Bell Bay is a smaller port with much lighter volumes of vessel and container traffic. It stands to reason that a small, well-managed, port is going to score reasonably well on any system that tracks ship time in port.
It’s possible that Bell Bay’s score might swing around a bit from year-to-year because it receives fewer port calls. That’s not a criticism of Bell Bay or the CPPI. That’s just how statistics work.
The World Bank does address this exact point. At Figure 3.4, the Report points out that “some of the smallest ports [as] measured by the number of ports calls also achieve short times at berth. In these cases, the causality is different: not the number of cranes per ship, but the efficient handling of ships with low volumes allows for short stopovers”.
Elsewhere, in Section 5.3, it points out that ports with fewer than 24 container calls per year are excluded from the calculations. Of the 529 ports in the dataset, 106 were cut, leaving 403 in this year’s report. It stands to reason that some lower volume ports will occasionally receive more calls than usual and could find themselves in the Index.
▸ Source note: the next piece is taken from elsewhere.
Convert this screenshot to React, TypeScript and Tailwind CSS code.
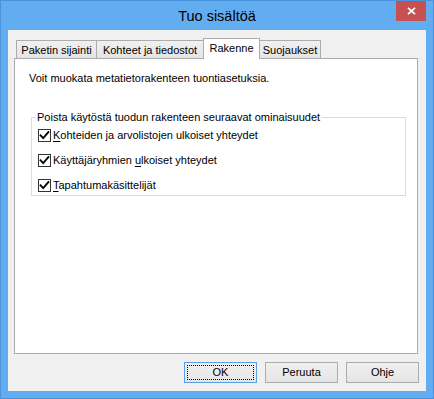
import React from "react";

function CheckBox() {
  return (
    <span className="w-[13px] h-[13px] shrink-0 border border-[#333333] bg-white flex items-center justify-center">
      <svg width="11" height="11" viewBox="0 0 11 11">
        <path d="M1.6 5.4 L4.2 8.1 L9.4 2.2" fill="none" stroke="#000" strokeWidth="1.9" strokeLinecap="square" strokeLinejoin="miter" />
      </svg>
    </span>
  );
}

function Row({ children }: { children: React.ReactNode }) {
  return (
    <div className="flex items-center gap-[2px] h-[13px]">
      <CheckBox />
      <span className="whitespace-nowrap leading-[13px]">{children}</span>
    </div>
  );
}

function Tab({ label, w, active, first }: { label: string; w: string; active?: boolean; first?: boolean }) {
  if (active) {
    return (
      <div className={`${w} -ml-px h-[21px] -mb-px relative z-10 bg-white border border-b-0 border-[#acacac] flex items-center justify-center pb-[2px] whitespace-nowrap`}>
        {label}
      </div>
    );
  }
  return (
    <div className={`${w} ${first ? "" : "-ml-px"} h-[18px] bg-linear-to-b from-[#f0f0f0] to-[#e5e5e5] border border-b-0 border-[#acacac] flex items-center justify-center pt-[1px] whitespace-nowrap`}>
      {label}
    </div>
  );
}

function Button({ label, def }: { label: string; def?: boolean }) {
  return (
    <div
      className={`relative w-[73px] h-[21px] bg-linear-to-b from-[#f0f0f0] to-[#e5e5e5] border ${def ? "border-[#5b9fe3]" : "border-[#acacac]"} flex items-center justify-center`}
    >
      {def && <span className="absolute inset-[2px] border border-dotted border-black" />}
      <span className="leading-[13px]">{label}</span>
    </div>
  );
}

export default function App() {
  return (
    <div className="w-[434px] h-[399px] bg-[#62adf0] border border-[#4a92dc] flex flex-col font-['Liberation_Sans',Arial,sans-serif] text-[11px] leading-[13px] text-black select-none">
      <div className="relative h-[29px] shrink-0 flex items-center justify-center">
        <span className="text-[14.5px] leading-[18px] text-black">Tuo sisältöä</span>
        <div className="absolute right-[7px] top-0 w-[30px] h-[20px] bg-[#c75050] flex items-center justify-center">
          <svg width="9" height="8" viewBox="0 0 9 8">
            <path d="M1 0.8 L8 7.2 M8 0.8 L1 7.2" stroke="#fff" strokeWidth="1.8" fill="none" />
          </svg>
        </div>
      </div>
      <div className="mx-[7px] mb-[7px] flex-1 bg-[#f0f0f0] flex flex-col">
        <div className="mt-[8px] h-[20px] pl-[8px] flex items-end shrink-0">
          <Tab label="Paketin sijainti" w="w-[81px]" first />
          <Tab label="Kohteet ja tiedostot" w="w-[108px]" />
          <Tab label="Rakenne" w="w-[57px]" active />
          <Tab label="Suojaukset" w="w-[62px]" />
        </div>
        <div className="ml-[6px] mr-[8px] flex-1 bg-white border border-[#acacac] flex flex-col">
          <p className="pt-[13px] pl-[14px] leading-[13px]">Voit muokata metatietorakenteen tuontiasetuksia.</p>
          <div className="relative mt-[32px] ml-[16px] w-[375px] border border-[#dcdcdc] pt-[11px] pb-[3px] pl-[6px] flex flex-col gap-[12px]">
            <span className="absolute left-[4px] -top-[7px] px-[1px] bg-white leading-[13px] whitespace-nowrap">
              Poista käytöstä tuodun rakenteen seuraavat ominaisuudet
            </span>
            <Row>
              <span className="underline underline-offset-[2px]">K</span>ohteiden ja arvolistojen ulkoiset yhteydet
            </Row>
            <Row>
              Käyttäjäryhmien <span className="underline underline-offset-[2px]">u</span>lkoiset yhteydet
            </Row>
            <Row>
              <span className="underline underline-offset-[2px]">T</span>apahtumakäsittelijät
            </Row>
          </div>
        </div>
        <div className="mt-[8px] mb-[8px] pr-[7px] flex justify-end gap-[8px] shrink-0">
          <Button label="OK" def />
          <Button label="Peruuta" />
          <Button label="Ohje" />
        </div>
      </div>
    </div>
  );
}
Unreal standards of perfection
On that point, we feel that no-one ought to expect unreal standards of perfection. In any measuring system you care to think of, there will be interesting outliers and anomalies.
The average male height, for example, is between 159 cm to 185 cm. The tallest man (Leys et al, 2019) at the time of Leys’ research was Mr Sultan Kösen at 251cm.
While he’s certainly not of average height, it doesn’t mean that Mr Kösen is invalid as an example of a human male. It just means that he’s really tall compared to other human males.
Nor does Mr Kösen’s height prove that systems of measuring and calculating human height are invalid.
It just shows there’s a data point that might cause some people to say, “oh, how interesting”.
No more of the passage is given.